In debate, Pa. GOP candidates for Sen. Casey's job strike the conservative chord
NEW YORK - They would never raise a single tax, not under any circumstance, even for war. Nor allow a woman to have an abortion. Nor limit gun owners' rights. In fact, they said, a gun license from one state should be valid in all.
NEW YORK - They would never raise a single tax, not under any circumstance, even for war.
Nor allow a woman to have an abortion. Nor limit gun owners' rights. In fact, they said, a gun license from one state should be valid in all.
So went the tenor of Friday's debate among seven of 10 Republican candidates from Pennsylvania vying to take on Sen.
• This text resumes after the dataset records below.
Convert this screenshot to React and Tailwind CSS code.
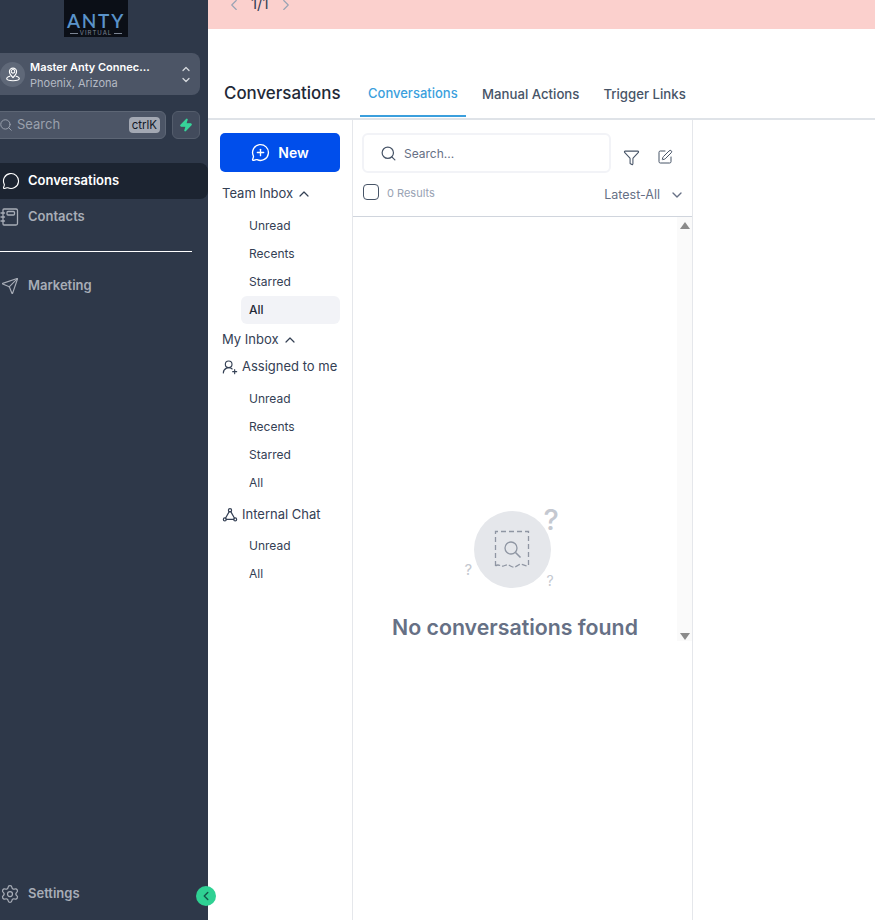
import { ChevronLeft, ChevronRight, ChevronUp, ChevronDown, Search, Zap, MessageCircle, Send, Settings, MessageCirclePlus, Funnel, SquarePen, UserRoundPlus } from 'lucide-react';

const ContactsIcon = ({ className }) => (
    <svg viewBox="0 0 20 20" fill="none" stroke="currentColor" strokeWidth="1.3" strokeLinecap="round" strokeLinejoin="round" className={className}>
        <path d="M4 2h12a1.500 1.500 0 0 1 1.500 1.500v13a1.500 1.500 0 0 1-1.500 1.500h-12a1 1 0 0 1-1-1v-14a1 1 0 0 1 1-1z" />
        <rect x="7" y="4.500" width="7.500" height="3.500" rx="1" />
        <path d="M1 6h3.500M1 10h3.500M1 14h3.500" />
    </svg>
);

const LocationIcon = ({ className }) => (
    <svg viewBox="0 0 20 20" fill="none" stroke="currentColor" strokeWidth="1.200" strokeLinecap="round" strokeLinejoin="round" className={className}>
        <circle cx="10" cy="7" r="2" />
        <path d="M10 14c-2-2-4-3.800-4-6.500a4 4 0 0 1 8 0c0 2.700-2 4.500-4 6.500z" />
        <path d="M6.500 12.500c-2 .5-3.500 1.400-3.500 2.500 0 1.400 3 2.500 7 2.500s7-1.100 7-2.500c0-1.100-1.500-2-3.500-2.500" />
    </svg>
);

const ChatNodesIcon = ({ className }) => (
    <svg viewBox="0 0 20 20" fill="none" stroke="currentColor" strokeWidth="1.500" strokeLinecap="round" strokeLinejoin="round" className={className}>
        <circle cx="10" cy="4" r="2" />
        <circle cx="3.500" cy="15.500" r="1.800" />
        <circle cx="16.500" cy="15.500" r="1.800" />
        <path d="M9 5.800 4.500 13.800M11 5.800l4.500 8M5.300 15.500h9.400" />
    </svg>
);

const EmptyIllustration = () => (
    <div className="relative w-[100px] h-[84px]">
        <div className="absolute left-[10px] top-[3px] w-[77px] h-[77px] rounded-full bg-[#e5e7eb]" />
        <svg viewBox="0 0 36 39" fill="none" className="absolute left-[30px] top-[22px] w-[36px] h-[39px] text-[#8f96a3]" stroke="currentColor" strokeWidth="1.300">
            <path d="M1.500 36V1.500h33V36" strokeDasharray="5 3" />
            <path d="M1.500 36c3-3 5 1 8 0s4-2 7 0 5 1 8-1 6 1 10 1" strokeDasharray="5 2" />
            <circle cx="17" cy="18" r="6" />
            <path d="m21.500 22.500 5 5" strokeWidth="1.600" />
        </svg>
        <span className="absolute left-[80px] -top-[3px] text-[29px] leading-none font-medium text-[#c4c8d0]">?</span>
        <span className="absolute left-[1px] top-[54px] text-[15px] leading-none text-[#c4c8d0]">?</span>
        <span className="absolute left-[83px] top-[66px] text-[14px] leading-none text-[#c4c8d0]">?</span>
    </div>
);

const SubItem = ({ label, active }) => (
    <div className={`ml-[33px] w-[99px] h-[28px] pl-[8px] flex items-center text-[12px] rounded-md ${active ? 'bg-[#f2f3f7] text-[#1f2937] font-medium' : 'text-[#344054]'}`}>
        {label}
    </div>
);

const Sidebar = () => (
    <aside className="relative w-[208px] shrink-0 h-[920px] bg-[#2e3849] flex flex-col">
        <div className="ml-[64px] w-[64px] h-[37px] bg-[#0b0f17] flex flex-col items-center overflow-hidden">
            <span className="mt-[11px] h-[19px] text-[19px] leading-[19px] font-semibold tracking-[1.800px] text-[#5a93c9]" style={{ fontFamily: 'Lato, sans-serif' }}>ANTY</span>
            <div className="flex items-center gap-[2px]">
                <span className="w-[8px] border-t border-[#7b8494]" />
                <span className="text-[6px] leading-[6px] tracking-[1px] text-[#7b8494]">VIRTUAL</span>
                <span className="w-[8px] border-t border-[#7b8494]" />
            </div>
        </div>
        <div className="mt-[16px] -ml-[8px] w-[208px] h-[42px] rounded-lg bg-[#4c5566] flex items-center pl-[8px]">
            <div className="w-[25px] h-[25px] rounded-full bg-[#5f6878] flex items-center justify-center">
                <LocationIcon className="w-[18px] h-[18px] text-white" />
            </div>
            <div className="ml-[5px] pt-[2px] flex-1 min-w-0">
                <div className="text-[11px] leading-[16px] font-semibold text-white">Master Anty Connec...</div>
                <div className="text-[11px] leading-[16px] text-[#b4bac4]">Phoenix, Arizona</div>
            </div>
            <div className="mr-[8px] flex flex-col text-[#d5d8dd]">
                <ChevronUp className="w-[12px] h-[12px] -mb-[1px]" strokeWidth={2.500} />
                <ChevronDown className="w-[12px] h-[12px]" strokeWidth={2.500} />
            </div>
        </div>
        <div className="mt-[16px] flex items-center">
            <div className="-ml-[8px] w-[174px] h-[28px] rounded-md bg-[#4c5566] border border-[#5d6675] flex items-center pl-[6px] pr-[5px]">
                <Search className="w-[14px] h-[14px] text-[#9aa1ad]" strokeWidth={1.700} />
                <span className="ml-[4px] flex-1 text-[13px] text-[#9aa1ad]">Search</span>
                <span className="h-[16px] px-[3px] rounded-sm bg-[#a3a8b3] text-[11.500px] leading-[16px] text-[#111827]">ctrlK</span>
            </div>
            <div className="ml-[6px] w-[28px] h-[28px] rounded-md bg-[#424b5c] border border-[#545d6c] flex items-center justify-center">
                <Zap className="w-[14px] h-[14px] text-[#37d399] fill-[#37d399]" />
            </div>
        </div>
        <div className="mt-[24px] -ml-[8px] w-[216px] h-[36px] rounded-lg bg-[#1c2431] flex items-center pl-[10px] font-semibold text-[13px] text-white">
            <MessageCircle className="w-[18px] h-[18px] mr-[8px]" strokeWidth={1.500} />
            {'Conversations'}
        </div>
        <div className="h-[36px] flex items-center font-semibold text-[13px] text-[#a8adb7]">
            <ContactsIcon className="w-[20px] h-[20px] shrink-0" />
            <span className="ml-[8px]">Contacts</span>
        </div>
        <div className="mt-[16px] w-[192px] border-t border-white" />
        <div className="mt-[16px] h-[36px] flex items-center font-semibold text-[13px] text-[#a8adb7]">
            <Send className="w-[18px] h-[18px] shrink-0 ml-[1px]" strokeWidth={1.500} />
            <span className="ml-[9px]">Marketing</span>
        </div>
        <div className="mt-auto mb-[8px] h-[36px] flex items-center font-semibold text-[13px] text-[#a8adb7]">
            <Settings className="w-[20px] h-[20px] shrink-0" strokeWidth={1.500} />
            <span className="ml-[8px]">Settings</span>
        </div>
        <div className="absolute left-[196px] top-[886px] w-[20px] h-[20px] rounded-full bg-[#2fd193] flex items-center justify-center text-[#14574a]">
            <ChevronLeft className="w-[14px] h-[14px]" strokeWidth={2.500} />
        </div>
    </aside>
);

const InboxNav = () => (
    <nav className="w-[145px] shrink-0 border-r border-[#e5e7eb] pt-[13px] text-[#344054]">
        <button className="ml-[12px] w-[120px] h-[39px] rounded-[5px] bg-[#004eeb] text-white flex items-center justify-center font-semibold text-[14px]">
            <MessageCirclePlus className="w-[19px] h-[19px] mr-[8px]" strokeWidth={1.700} />
            New
        </button>
        <div className="mt-[12px] ml-[14px] h-[20px] flex items-center text-[13px]">
            Team Inbox
            <ChevronUp className="w-[16px] h-[16px] ml-[3px]" strokeWidth={1.800} />
        </div>
        <div className="mt-[8px]">
            <SubItem label="Unread" />
            <SubItem label="Recents" />
            <SubItem label="Starred" />
            <SubItem label="All" active />
        </div>
        <div className="mt-[6px] ml-[14px] h-[20px] flex items-center text-[13px]">
            My Inbox
            <ChevronUp className="w-[16px] h-[16px] ml-[3px]" strokeWidth={1.800} />
        </div>
        <div className="mt-[7px] ml-[14px] h-[20px] flex items-center text-[13px]">
            <UserRoundPlus className="w-[16px] h-[16px] mr-[4px]" strokeWidth={1.700} />
            Assigned to me
        </div>
        <div className="mt-[8px]">
            <SubItem label="Unread" />
            <SubItem label="Recents" />
            <SubItem label="Starred" />
            <SubItem label="All" />
        </div>
        <div className="mt-[8px] ml-[14px] h-[20px] flex items-center text-[13px]">
            <ChatNodesIcon className="w-[16px] h-[16px] mr-[4px]" />
            Internal Chat
        </div>
        <div className="mt-[7px]">
            <SubItem label="Unread" />
            <SubItem label="All" />
        </div>
    </nav>
);

const ConversationList = () => (
    <section className="w-[340px] shrink-0 border-r border-[#e5e7eb] flex flex-col">
        <div className="h-[97px] border-b border-[#d0d5dd] pt-[13px] pl-[9px] shrink-0">
            <div className="flex items-start">
                <div className="w-[249px] h-[40px] rounded-md border-2 border-[#f2f3f7] flex items-center pl-[16px]">
                    <Search className="w-[17px] h-[17px] text-[#475467]" strokeWidth={1.700} />
                    <span className="ml-[7px] pt-[1px] text-[12px] text-[#667085]">Search...</span>
                </div>
                <Funnel className="ml-[12px] mt-[16px] w-[17px] h-[17px] text-[#475467]" strokeWidth={1.500} />
                <SquarePen className="ml-[17px] mt-[16px] w-[16px] h-[16px] text-[#475467]" strokeWidth={1.500} />
            </div>
            <div className="mt-[11px] ml-[1px] flex items-start">
                <span className="w-[16px] h-[16px] rounded-[4px] border border-[#475467]" />
                <span className="ml-[8px] mt-[1px] text-[11px] leading-[16px] text-[#98a2b3]">0 Results</span>
                <span className="ml-auto mt-[3px] text-[12.500px] leading-[16px] text-[#667085]">Latest-All</span>
                <ChevronDown className="ml-[9px] mr-[7px] mt-[3px] w-[16px] h-[16px] text-[#667085]" strokeWidth={2} />
            </div>
        </div>
        <div className="relative h-[424px] flex flex-col items-center shrink-0">
            <div className="absolute right-0 top-0 w-[15px] h-full bg-[#fafafa] flex flex-col items-center justify-between pt-[5px] pb-[1px]">
                <span className="w-0 h-0 border-x-[5px] border-x-transparent border-b-[7px] border-b-[#8b8b8b]" />
                <span className="w-0 h-0 border-x-[5px] border-x-transparent border-t-[7px] border-t-[#8b8b8b]" />
            </div>
            <div className="mt-[291px] ml-[-18px]">
                <EmptyIllustration />
            </div>
            <div className="mt-[21px] ml-[-15px] text-[21.300px] leading-[28px] font-semibold text-[#667085] whitespace-nowrap">
                No conversations found
            </div>
        </div>
    </section>
);

export default function App() {
    return (
        <div className="w-[875px] h-[920px] overflow-hidden flex bg-white" style={{ fontFamily: 'Inter, sans-serif' }}>
            <Sidebar />
            <main className="flex-1 min-w-0 flex flex-col">
                <div className="h-[29px] bg-[#fbd0cd] flex items-start pl-[17px] shrink-0">
                    <ChevronLeft className="w-[18px] h-[18px] -mt-[4px] text-[#98a2b3]" strokeWidth={1.500} />
                    <span className="-mt-[6px] ml-[8px] h-[20px] text-[15px] leading-[20px] text-[#344054]">1/1</span>
                    <ChevronRight className="w-[18px] h-[18px] -mt-[4px] ml-[8px] text-[#98a2b3]" strokeWidth={1.500} />
                </div>
                <div className="mt-[46px] h-[45px] shrink-0 border-b-2 border-[#dfe3e8] flex items-start pl-[16px]">
                    <h1 className="mt-[5px] w-[136px] text-[16.900px] leading-[26px] font-medium text-[#1f2937]">Conversations</h1>
                    <div className="w-[106px] h-[42px] border-b-2 border-[#3b9fdd] pl-[8px] pt-[8px] text-[13px] leading-[20px] font-medium text-[#3b9fdd]">Conversations</div>
                    <div className="ml-[16px] mt-[9px] text-[13.200px] leading-[20px] font-medium text-[#475467]">Manual Actions</div>
                    <div className="ml-[24px] mt-[9px] text-[13.200px] leading-[20px] font-medium text-[#475467]">Trigger Links</div>
                </div>
                <div className="flex flex-1 min-h-0">
                    <InboxNav />
                    <ConversationList />
                </div>
            </main>
        </div>
    );
}
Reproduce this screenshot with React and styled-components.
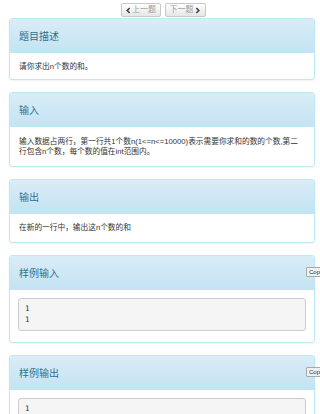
import styled, { createGlobalStyle } from 'styled-components';

const Global = createGlobalStyle`
  html, body {
    margin: 0;
    padding: 0;
    background: #ffffff;
    overflow: hidden;
  }
  body {
    font-family: "Liberation Sans", "Noto Sans CJK SC", sans-serif;
    color: #333333;
  }
`;

const Page = styled.div`
  width: 306px;
  padding: 3px 0 0 9px;
`;

const Pager = styled.div`
  display: flex;
  justify-content: center;
  gap: 4px;
  padding-left: 2px;
`;

const PageButton = styled.button`
  display: flex;
  align-items: center;
  justify-content: center;
  gap: 1px;
  height: 14px;
  width: ${p => p.w}px;
  padding: 0;
  white-space: nowrap;
  border: 1px solid #c8c8c8;
  border-radius: 2px;
  background: linear-gradient(#ffffff, #e6e6e6);
  color: #9a9a9a;
  font-family: "Liberation Sans", "Noto Sans CJK SC", sans-serif;
  font-size: 8px;
  line-height: 12px;
  svg {
    flex: none;
    width: 6px;
    height: 7px;
    fill: #444;
  }
`;

const Panel = styled.section`
  border: 1px solid #bce8f1;
  border-radius: 3px;
  background: #ffffff;
  margin-top: ${p => p.first ? 1 : 12}px;
  box-shadow: 0 1px 2px rgba(0, 0, 0, 0.05);
`;

const Heading = styled.div`
  position: relative;
  height: 33px;
  display: flex;
  align-items: center;
  padding: 0 9px;
  border-bottom: 1px solid #bce8f1;
  border-radius: 2px 2px 0 0;
  background: linear-gradient(#d9edf7, #c4e3f3);
`;

const Title = styled.h3`
  margin: 0;
  font-size: 10px;
  font-weight: normal;
  color: #31708f;
`;

const CopyButton = styled.button`
  position: absolute;
  left: 296px;
  top: 11px;
  height: 10px;
  width: 22px;
  padding: 0 2px;
  border: 1px solid #a9a9a9;
  border-radius: 1px;
  background: #f0f0f0;
  color: #333;
  font-family: "Liberation Sans", sans-serif;
  font-size: 6px;
  line-height: 8px;
  text-align: left;
`;

const Body = styled.div`
  padding: ${p => p.pad || '9px 9px 7px'};
  font-size: 7.7px;
  line-height: 10px;
`;

const Pre = styled.pre`
  margin: 0;
  padding: 5px 6px;
  border: 1px solid #cccccc;
  border-radius: 3px;
  background: #f5f5f5;
  font-family: "DejaVu Sans Mono", "Liberation Mono", monospace;
  font-size: 7.5px;
  line-height: 10.5px;
  color: #333;
`;

const Chevron = ({ dir }) => (
  <svg viewBox="0 0 8 10">
    {dir === 'left'
      ? <path d="M5.6 0.6 L7.2 2.2 L4.4 5 L7.2 7.8 L5.6 9.4 L1.2 5 Z" />
      : <path d="M2.4 0.6 L0.8 2.2 L3.6 5 L0.8 7.8 L2.4 9.4 L6.8 5 Z" />}
  </svg>
);

const Section = ({ title, first, copy, children, pad }) => (
  <Panel first={first}>
    <Heading>
      <Title>{title}</Title>
      {copy && <CopyButton>Copy</CopyButton>}
    </Heading>
    <Body pad={pad}>{children}</Body>
  </Panel>
);

export default function App() {
  return (
    <Page>
      <Global />
      <Pager>
        <PageButton w={40}><Chevron dir="left" />上一题</PageButton>
        <PageButton w={41}>下一题<Chevron dir="right" /></PageButton>
      </Pager>
      <Section title="题目描述" first>请你求出n个数的和。</Section>
      <Section title="输入" pad="10px 9px 9px">
        输入数据占两行，第一行共1个数n(1&lt;=n&lt;=10000)表示需要你求和的数的个数,第二行包含n个数，每个数的值在int范围内。
      </Section>
      <Section title="输出" pad="9px 9px 9px">在新的一行中，输出这n个数的和</Section>
      <Section title="样例输入" copy pad="8px 8px 11px 8px">
        <Pre>{'1\n1'}</Pre>
      </Section>
      <Section title="样例输出" copy pad="8px 8px 11px 8px">
        <Pre>{'1'}</Pre>
      </Section>
    </Page>
  );
}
Bob Casey (D., Pa.) next fall.
That is, until the subject of the Penn State scandal came up - and one candidate revealed that he had been a victim of childhood sexual abuse.
The six men and one woman who took the stage at the Plaza hotel struck chords of fiscal and social conservatism, in opening statements as well as during the question-and-answer period.
During the event, staged as part of the annual Pennsylvania Society gathering, all said they could not support a federal deficit-reduction plan that included any tax increases, and almost all advocated reducing or capping spending.
"I was raised on paying bills and not running up debt," said Sam Rohrer, a former state representative from Berks County.
The candidates agreed that an idea championed by President Obama - a temporary surcharge on personal incomes over $1 million to extend the payroll tax cut - was unfair and would amount to class warfare.
Laureen Cummings, a nurse and an activist with Scranton Tea Party, said of taxes. "That's our money. They are taking money out of our pockets to invest in what they want, not what we want."
To varying degrees, the candidates also agreed that Iran must be kept from having nuclear weapons.
Lawyer Marc Scaringi of Cumberland County said he thought a better strategy was to engage the Iranians and to de-escalate tensions via negotiations: "I don't think we should be encouraging the beating of the drums of war."
All seven said they could not support a judicial nominee who backed abortion rights. All said Roe v. Wade should be overturned, with many adding there should be no circumstances under which a woman could seek an abortion.
"Can any one of you sitting here tell me when a person becomes a person?" asked Vietnam veteran Dave Christian of Bucks County.
Modern medical technology, said entrepreneur Steve Welch of Chester County, has made it possible to see images of a life growing inside a woman's body, which he said has contributed to the number of Americans who are against abortion.
Cummings said she had been brought up in foster care and was a teenager when her twins were born. Pittsburgh-area businessman Tim Burns said that his parents, too, were teens when they had him - and that his mother's parents disowned her for that decision.
And that was not the debate's most personal moment.
When the seven were asked about the child-sex-abuse scandal at Pennsylvania State University and whether they believed football coach Joe Paterno was justly fired, all said they did, based on what they had read.
Christian went on to say that when he was 7, he had been a victim of sexual abuse. Retired Army Sgt. Robert Mansfield said that the issue was personal for him, as well - and that he did not want to elaborate.
The debate was sponsored by the Pennsylvania Business Council Education Foundation. Questioners included Inquirer chief political writer Thomas Fitzgerald.
Absent from the event but also running in the GOP primary are: Tom Smith, a former coal-company owner from southwestern Pennsylvania; Bedford County pharmacist John Kensinger; and John Vernon, a retired Army colonel from Tioga County.